At City Hall, You May Pass ‘Bruce Walking,’ ‘Sara’
This article is from the archive of The New York Sun before the launch of its new website in 2022. The Sun has neither altered nor updated such articles but will seek to correct any errors, mis-categorizations or other problems introduced during transfer.

At about noon yesterday, Julian Opie was standing near the corner of Broadway and Warren Street in Lower Manhattan fixing a plastic-tape barrier around his two cars sitting on the sidewalk.
The cars – actually aluminum sculptures that are part of his new public art exhibit to be unveiled today around the perimeter of City Hall – quickly drew the attention of pedestrians.
As Mr. Opie stood nearby, two people approached, tapped the exterior of a sculpture that resembles a red Volkswagen hatchback, caressed the side door, and walked away, chatting about the design.
When asked whether it was difficult to watch as the first of what will undoubtedly be thousands of strangers touch and analyze his work, he laughed and said: “It’s going to be here for a year so there’s no point in me making a fuss now.”
Dressed in blue jeans and a puffy winter vest, Mr. Opie, a British painter and sculptor who about a year ago was commissioned to complete the city’s latest public art exhibit, said he was excited about his first outdoor show in America.
“It’s nicer than being in a gallery in some ways,” he said yesterday. “You know a gallery is very clean, and white, and cut off, and quiet. Here you are really bouncing off all of the surroundings, all of the real buildings, and real people, and real cars.”

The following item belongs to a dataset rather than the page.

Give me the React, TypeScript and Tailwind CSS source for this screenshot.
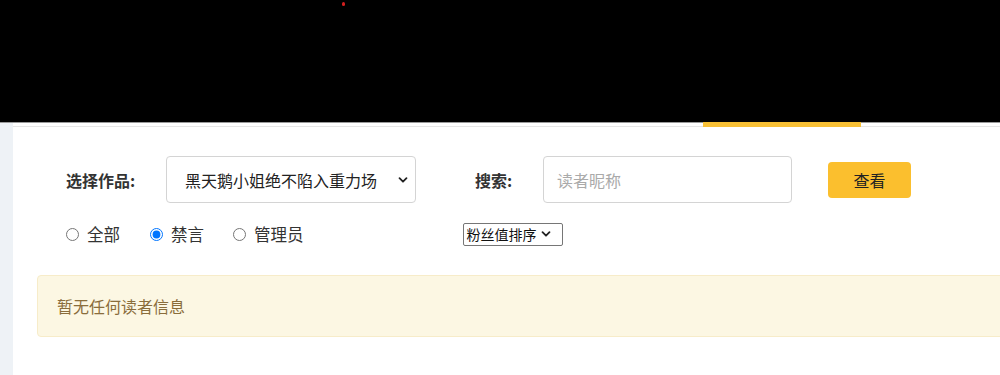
import React from "react";

const font = { fontFamily: '"Microsoft YaHei", "Noto Sans CJK SC", "Noto Sans", sans-serif' };

function Chevron({ size = 12 }: { size?: number }) {
  return (
    <svg width={size} height={size} viewBox="0 0 12 12" fill="none">
      <path d="M2.5 4.2 L6 7.7 L9.5 4.2" stroke="#222" strokeWidth="1.8" strokeLinecap="round" strokeLinejoin="round" />
    </svg>
  );
}

export default function App() {
  return (
    <div className="w-[1000px] h-[375px] overflow-hidden bg-white" style={font}>
      <div className="relative h-[122px] bg-black">
        <div className="absolute left-[342px] top-[2px] w-[3px] h-[4px] rounded-full bg-[#d21f1f]" />
      </div>
      <div className="flex h-[253px]">
        <div className="w-[13px] shrink-0 bg-[#eef2f6] border-t border-[#9a9a9a]" />
        <div className="flex-1 flex flex-col min-w-0">
          <div className="h-[5px] border-b border-[#e6e6e6] border-t border-t-[#9a9a9a] flex">
            <div className="ml-[690px] w-[158px] h-[5px] -mt-px bg-[#f8c035]" />
          </div>
          <div className="flex items-center h-[47px] mt-[29px] pl-[53px]">
            <span className="text-[16px] font-bold text-[#333] w-[100px]">选择作品:</span>
            <div className="relative w-[250px] h-[47px] border border-[#d4d4d4] rounded-[4px] flex items-center pl-[18px]">
              <span className="text-[16px] text-[#222] whitespace-nowrap overflow-hidden w-[198px]">黑天鹅小姐绝不陷入重力场</span>
              <span className="absolute right-[6px] top-[17px]"><Chevron /></span>
            </div>
            <span className="ml-[59px] text-[16px] font-bold text-[#333] w-[68px]">搜索:</span>
            <div className="w-[249px] h-[47px] border border-[#d4d4d4] rounded-[4px] flex items-center pl-[13px]">
              <span className="text-[16px] text-[#aaa]">读者昵称</span>
            </div>
            <button className="ml-[36px] w-[83px] h-[36px] rounded-[4px] bg-[#fbbf2e] text-[16px] text-[#222]">查看</button>
          </div>
          <div className="flex items-center h-[22px] mt-[20px] pl-[53px]">
            <label className="flex items-center text-[16.5px] text-[#333]">
              <input type="radio" name="r" className="w-[13px] h-[13px] m-0" />
              <span className="ml-[8px]">全部</span>
            </label>
            <label className="flex items-center text-[16.5px] text-[#333] ml-[30px]">
              <input type="radio" name="r" defaultChecked className="w-[13px] h-[13px] m-0" />
              <span className="ml-[8px]">禁言</span>
            </label>
            <label className="flex items-center text-[16.5px] text-[#333] ml-[29px]">
              <input type="radio" name="r" className="w-[13px] h-[13px] m-0" />
              <span className="ml-[8px]">管理员</span>
            </label>
            <div className="ml-[159px] w-[100px] h-[23px] border border-[#767676] rounded-[2px] flex items-center pl-[3px] gap-[3px]">
              <span className="text-[14px] text-[#111] leading-none">粉丝值排序</span>
              <Chevron size={12} />
            </div>
          </div>
          <div className="ml-[24px] mt-[30px] h-[62px] w-[1000px] bg-[#fcf7e3] border border-[#f7ecc9] rounded-[4px] flex items-center pl-[19px]">
            <span className="text-[16px] text-[#8a6d3b]">暂无任何读者信息</span>
          </div>
        </div>
      </div>
    </div>
  );
}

The exhibit, titled “Julian Opie: Animals, Buildings, Cars, and People,” includes nine installations and more than two dozen individual sculptures, ranging from grazing farm animals to sexy, statuesque women painted on sleek glass sheets. It is being sponsored by the Forest City Ratner Companies through the nonprofit Public Art Fund, which is funded by private donations and the city and state.
At the north end of the exhibit, mounted on the steps of the Tweed Courthouse on Chambers Street, are two electronic boards with orange diode images of pedestrians, one male and one female, walking at full throttle. They are called “Bruce Walking” and “Sara Walking.” Yesterday, passersby huddled around the blurbs posted to explain the eye-catching sculptures.
A little farther east, at the corner of Chambers and Centre streets, six boards, planted in the ground like campaign signs, bear images of fluffy white sheep that appear to be grazing in a triangular patch of grass.
Fifty yards down, just before the entrance to the east gate of City Hall, sits a cluster of six aluminum skyscrapers called “City?” An installation called “Village” includes several gingerbread like houses with peaked blue roofs and sits along the edge of City Hall Park; inside are more animals.
“Sometimes you hear wacky comments, like, ‘Why didn’t they get real sheep?’ ” Mr. Opie said. “But for the most part people have been positive.”